Switching That Separates Fan and Light

Most people want the fan and its light on separate controls, so you can run the fan without the light or dim the light without touching the fan. That takes the right conductors run to the switch box, and not every box has them. We check what’s there and lay out the options: a dual switch, a fan-speed control with a dimmer, or a remote. Then we wire it so the controls behave the way you expect. If the existing wall switch is a worn or backstabbed device, we replace it with a side-wired control while we’re in the box.

Balanced, Quiet, and at the Right Height

Once it’s mounted and wired, we balance the blades so there’s no visible wobble and check that the downrod, canopy, and connections are tight so it doesn’t hum or buzz. Blade height matters too: at least seven feet off the floor, with the mount matched to your ceiling, a low-profile mount on a standard ceiling and a properly sized downrod on a vaulted one, so the fan actually moves air.

Part of the Bigger Picture

Fans often go in alongside other work. It’s a natural time to add or upgrade the room’s lighting, refresh tired outlets and switches, or sort out a room’s circuits during a rewire. One visit, the whole room handled.

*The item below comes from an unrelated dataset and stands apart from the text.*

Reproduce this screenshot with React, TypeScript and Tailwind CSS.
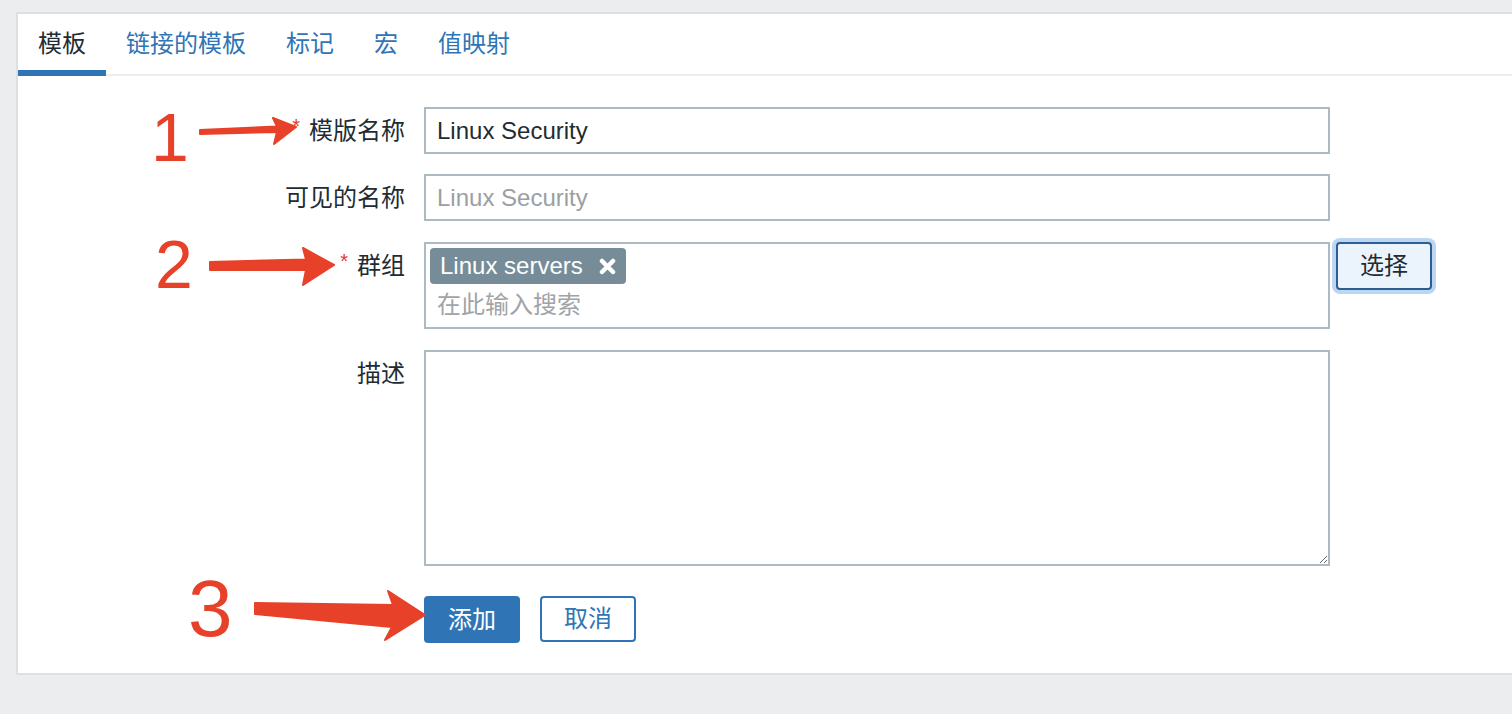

Serving the Whole Springfield Area

Our electricians install ceiling fans in Springfield, Riverton, Lakeside, and Cedar Grove, plus Maplewood and Fairview. Browse every community we serve, or contact us to schedule a free estimate. Questions first? Call (555) 123-4567 and talk to an electrician, not a call center.

Frequently Asked Questions

Can a ceiling fan go where a light fixture is now?
Usually yes, but not on the same box. A light box is not rated to carry a fan's weight or its constant motion, so we replace it with a fan-rated box braced to the framing. If there's attic access above, that's a quick upgrade; if the ceiling is finished, we use an old-work fan brace that expands between the joists through the existing hole. Either way the fan ends up on a mount built to hold it, not on a box that will work loose.
Why does my ceiling fan wobble?
A wobble almost always comes from one of three things: a box that isn't fan-rated or has loosened, blades that are slightly out of balance, or a mount that wasn't fully tightened. We start by confirming the box and bracing are right, since a wobbling fan on an unrated box is the one that eventually falls. Then we balance the blades and check the downrod and canopy. A properly mounted, balanced fan runs with no visible wobble.
Can you install a fan where there's no wiring or no overhead box at all?
Yes, adding a fan to a room with no ceiling box is a common job. We run power from a nearby circuit, install a fan-rated box braced to the framing, and add wall switch control. In a single-story home with attic above, the wiring is straightforward; in a room with a finished floor over it, we plan the access points first so you know where any small patches will be before we start.
How should a ceiling fan be switched and controlled?
The cleanest setup separates the fan and the light onto their own controls so you can run one without the other. That can be a dual wall switch, a fan-speed control plus a dimmer, or a remote. The catch is the wiring in the wall: separate control usually needs the right conductors run to the switch. We check what's in the box, tell you what's possible, and wire it so the controls do what you expect rather than ganging everything onto one switch.
How high should a ceiling fan hang, and does ceiling height matter?
Blades should sit at least seven feet off the floor and eight to nine feet is ideal for airflow, with a few inches of clearance from the ceiling so air moves freely. On a standard eight-foot ceiling we mount the fan close to the ceiling with a flush or low-profile mount. On a high or vaulted ceiling we use a downrod sized to bring the blades into the right range. We match the mount to your ceiling so the fan moves air instead of just spinning.